Step 6: Create and Execute Your Rationalization Plan
Document a clear plan for every tool you will consolidate or retire. Communicate changes to all affected users, define cutover dates, and specify data migration steps and owners. Align legal and procurement on contract timelines, renewals, and terminations to avoid surprise costs.
Sequence changes to minimize risk. For example, when consolidating sales tools, plan the migration of territory management rules and account assignments to the new system of record, and confirm downstream reporting before cutover.
Beyond the Audit: Building an Integrated Revenue Command Center
Auditing reduces waste, but integration creates leverage. The goal is not fewer tools for its own sake. The goal is a connected system where the right tools share data, reinforce processes, and make performance visible.
Fullcast’s philosophy follows that principle. A single, end-to-end platform can manage the revenue lifecycle from Plan to Perform to Pay. An integrated system like Fullcast Plan replaces spreadsheet chaos and connects planning directly to execution in the CRM. This ensures your strategy for a successful go-to-market is supported by a connected, efficient, and intelligent stack.
Turn Your AI Stack into a Strategic Advantage
An AI stack audit is not a one-time cleanup. It is a recurring discipline that improves how your teams plan, execute, and measure. The end state is an AI-first stack that is simple, integrated, and focused on measurable outcomes.

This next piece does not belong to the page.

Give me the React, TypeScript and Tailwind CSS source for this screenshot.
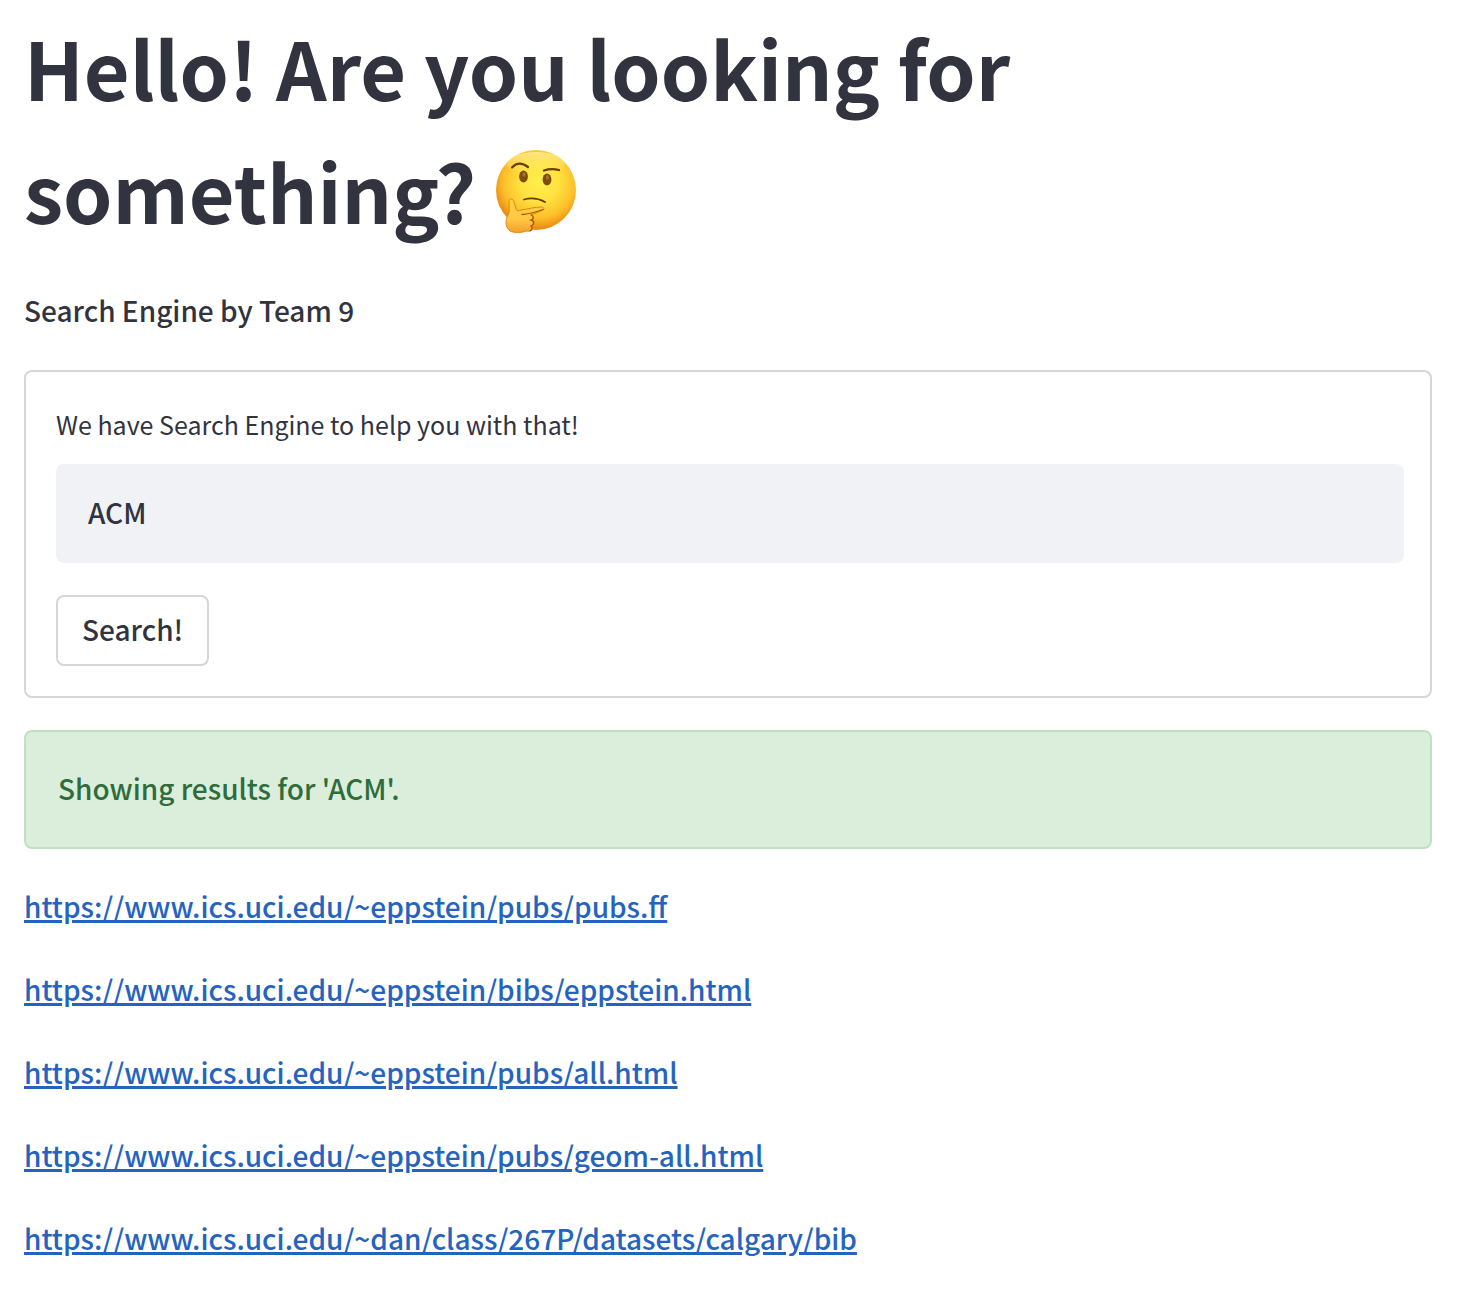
const links = [
  "https://www.ics.uci.edu/~eppstein/pubs/pubs.ff",
  "https://www.ics.uci.edu/~eppstein/bibs/eppstein.html",
  "https://www.ics.uci.edu/~eppstein/pubs/all.html",
  "https://www.ics.uci.edu/~eppstein/pubs/geom-all.html",
  "https://www.ics.uci.edu/~dan/class/267P/datasets/calgary/bib",
];

function ThinkingFace() {
  return (
    <svg viewBox="0 0 84 84" className="inline-block h-[84px] w-[84px] align-[-9px]" role="img" aria-label="thinking face">
      <defs>
        <radialGradient id="face" cx="54%" cy="40%" r="60%">
          <stop offset="0" stopColor="#fff04e" />
          <stop offset="0.4" stopColor="#ffe23f" />
          <stop offset="0.75" stopColor="#fdbf2b" />
          <stop offset="1" stopColor="#e8860c" />
        </radialGradient>
        <linearGradient id="shine" x1="0" y1="0" x2="0" y2="1">
          <stop offset="0" stopColor="#fff2b0" stopOpacity="0.7" />
          <stop offset="1" stopColor="#fff04e" stopOpacity="0" />
        </linearGradient>
        <linearGradient id="hand" x1="0" y1="0" x2="0" y2="1">
          <stop offset="0" stopColor="#ffd040" />
          <stop offset="0.6" stopColor="#ffc845" />
          <stop offset="1" stopColor="#f3a02c" />
        </linearGradient>
      </defs>
      <circle cx="42" cy="41" r="40" fill="url(#face)" />
      <ellipse cx="42" cy="15" rx="29" ry="12" fill="url(#shine)" />
      <path d="M18 18.500 Q25 11 34 18" fill="none" stroke="#6b3a08" strokeWidth="2.300" strokeLinecap="round" />
      <path d="M50 21.500 Q57 19 65 21" fill="none" stroke="#6b3a08" strokeWidth="2.300" strokeLinecap="round" />
      <ellipse cx="29.500" cy="27.500" rx="4.400" ry="6" fill="#7d4e0a" />
      <ellipse cx="53" cy="30.500" rx="4.400" ry="6" fill="#7d4e0a" />
      <ellipse cx="30" cy="25.500" rx="1.600" ry="2.200" fill="#a8741c" />
      <ellipse cx="53.500" cy="28.500" rx="1.600" ry="2.200" fill="#a8741c" />
      <path d="M30 50.500 Q41 47.500 51 53" fill="none" stroke="#6b3a08" strokeWidth="1.800" strokeLinecap="round" />
      <path
        d="M15 53 C15 49 19 49 20 53 L22 60 C23 62 25 62 27 61 C34 60 41 58 47 58 C51 58 51 61 47 62 L37 66 C40 67 40 70 38.500 71 C41 73 40 76 38 77 C39 81 36 83 32 82 C27 84 20 84 16 82 C10 77 12 70 14 66 C16 62 15 58 15 53 Z"
        fill="url(#hand)"
        stroke="#d9800f"
        strokeWidth="0.900"
      />
      <path d="M28 65.500 C35 65 42 63 49 60.500 M37 66 C40 67 40 70 37 71 C41 72 40 76 37 77 C39 79 38 81 36 82" fill="none" stroke="#a8560a" strokeWidth="1.300" strokeLinecap="round" />
    </svg>
  );
}

export default function App() {
  return (
    <main className="min-h-screen bg-white pt-[5px] pl-6 pr-[34px] font-['Noto_Sans_CJK_SC',sans-serif] text-[28px] leading-[51px] font-medium text-[#31333f]">
      <h1 className="max-w-[1100px] pb-[34px] text-[79px] leading-[123px] font-bold">
        Hello! Are you looking for something? <ThinkingFace />
      </h1>
      <p>Search Engine by Team 9</p>
      <form className="mt-[34px] rounded-lg border-2 border-[#d6d6d9] py-[30px] pr-[26px] pl-[30px]" onSubmit={(e) => e.preventDefault()}>
        <label htmlFor="query" className="block pb-[18px] text-[25px] leading-[44px] font-normal">We have Search Engine to help you with that!</label>
        <input id="query" type="text" defaultValue="ACM" className="block h-[99px] w-full rounded-lg bg-[#f0f2f6] px-8 pb-1 outline-none" />
        <button type="submit" className="mt-8 block h-[71px] rounded-lg border-2 border-[#d6d6d9] bg-white px-6 pb-[2px]">Search!</button>
      </form>
      <div role="status" className="mt-8 rounded-lg border-2 border-[#bfe1c1] bg-[#dbeedb] px-8 pt-[31px] pb-[33px] text-[#2f6c3b]">Showing results for 'ACM'.</div>
      <ul className="mt-8">
        {links.map((url) => (
          <li key={url} className="pb-8"><a href={url} className="text-[#2463c0] underline decoration-[3px] underline-offset-[2px]">{url}</a></li>
        ))}
      </ul>
    </main>
  );
}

By turning AI sprawl into a purposeful system, you convert technology from an expense into a force multiplier for your revenue team. Start by running the first audit cycle, publish your thresholds and decisions, and revisit them quarterly. Join the RevOps revolution and ensure every dollar you invest in technology accelerates your path to predictable, efficient growth.
FAQ
1. What is AI sprawl and why is it a problem for companies?

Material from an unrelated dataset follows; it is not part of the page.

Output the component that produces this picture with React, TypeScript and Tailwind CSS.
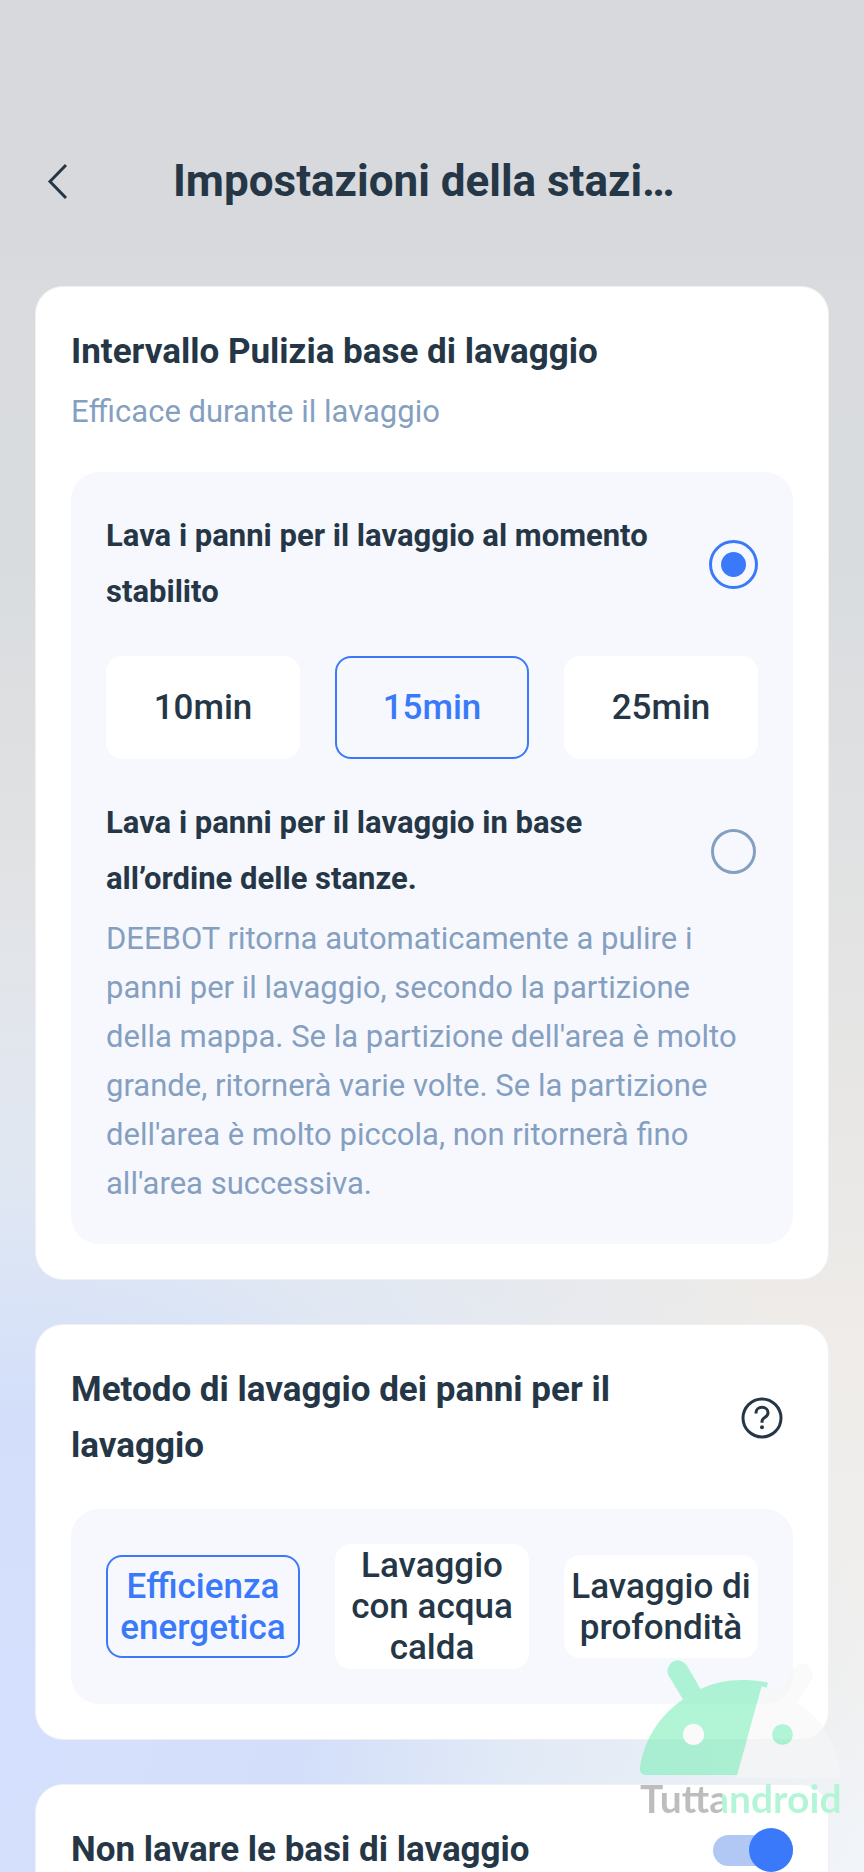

AI sprawl occurs when organizations rapidly adopt AI tools without coordination, resulting in a chaotic collection of redundant, underused, and low-impact applications. This creates operational friction that drains budgets, slows down revenue teams, and turns what should be valuable assets into expensive liabilities.
2. What is an AI stack audit and how does it help businesses?
An AI stack audit is a strategic process that evaluates and rationalizes a company’s technology investments to eliminate waste and ensure alignment with core business objectives. It helps leaders justify spending, identify which tools actually accelerate revenue, and determine when traditional technology might be more valuable than AI solutions.
3. How do I calculate the ROI of my AI tools?
Calculate ROI by measuring each tool’s net benefit against its total cost. Be sure to include:
- Licensing fees
- Implementation expenses
- Training time
- Ongoing maintenance
This analysis is essential for clarifying financial returns, as some AI initiatives may not meet initial expectations, making it critical to justify their continued existence in your stack.
4. Why do most AI projects fail to deliver expected value?
AI tools often underperform due to factors beyond the technology itself. Common reasons include:
- Poor data quality
- Lack of user adoption
- Inadequate training
- Misalignment with actual business needs
Understanding these root causes is essential before deciding whether to eliminate or optimize a struggling AI tool.
5. When should I choose traditional technology over AI solutions?
Not every use case is perfect for AI technology. Sometimes traditional tools deliver more value and reliability. Consider conventional solutions when processes are straightforward, data quality is inconsistent, or when proven legacy systems already meet your needs effectively without the complexity AI introduces.
6. How can poor data quality sabotage my AI investments?
AI tools require high-quality, relevant data to function effectively, as inadequate data can be a primary reason AI projects underperform. Without clean, structured, and sufficient data, even the most sophisticated AI applications will produce unreliable results and fail to deliver meaningful business value.
7. What’s the difference between top performers and average companies in AI adoption?
Top-performing companies achieve dramatically better results by focusing on the right processes and tools rather than simply adopting more technology. They carefully select and implement AI solutions that align with specific business objectives, while average performers often accumulate tools without strategic purpose.
8. How do I know if an underperforming AI tool is worth keeping?
When a tool shows potential but has an unclear ROI, investigate the root cause before eliminating it. Common issues include:
- Data quality problems
- Insufficient user training
- Poor integration
Sometimes the problem isn’t the technology itself but how it’s being implemented or supported within your organization.
9. What makes an AI tool a liability instead of an asset?
An AI tool becomes a liability when it consumes budget and resources without delivering measurable value, creates operational friction that slows down teams, or sits unused while still incurring costs. Regular audits help identify these situations before they significantly impact your bottom line.
10. How can I prevent AI sprawl in my organization?
Prevent AI sprawl by establishing a strategic evaluation process before adopting new tools. Key steps include:
- Ensuring each new tool aligns with specific business objectives.
- Confirming the tool does not duplicate existing capabilities.
- Conducting regular stack audits to maintain discipline.
This ensures your technology investments remain focused on accelerating revenue rather than creating complexity.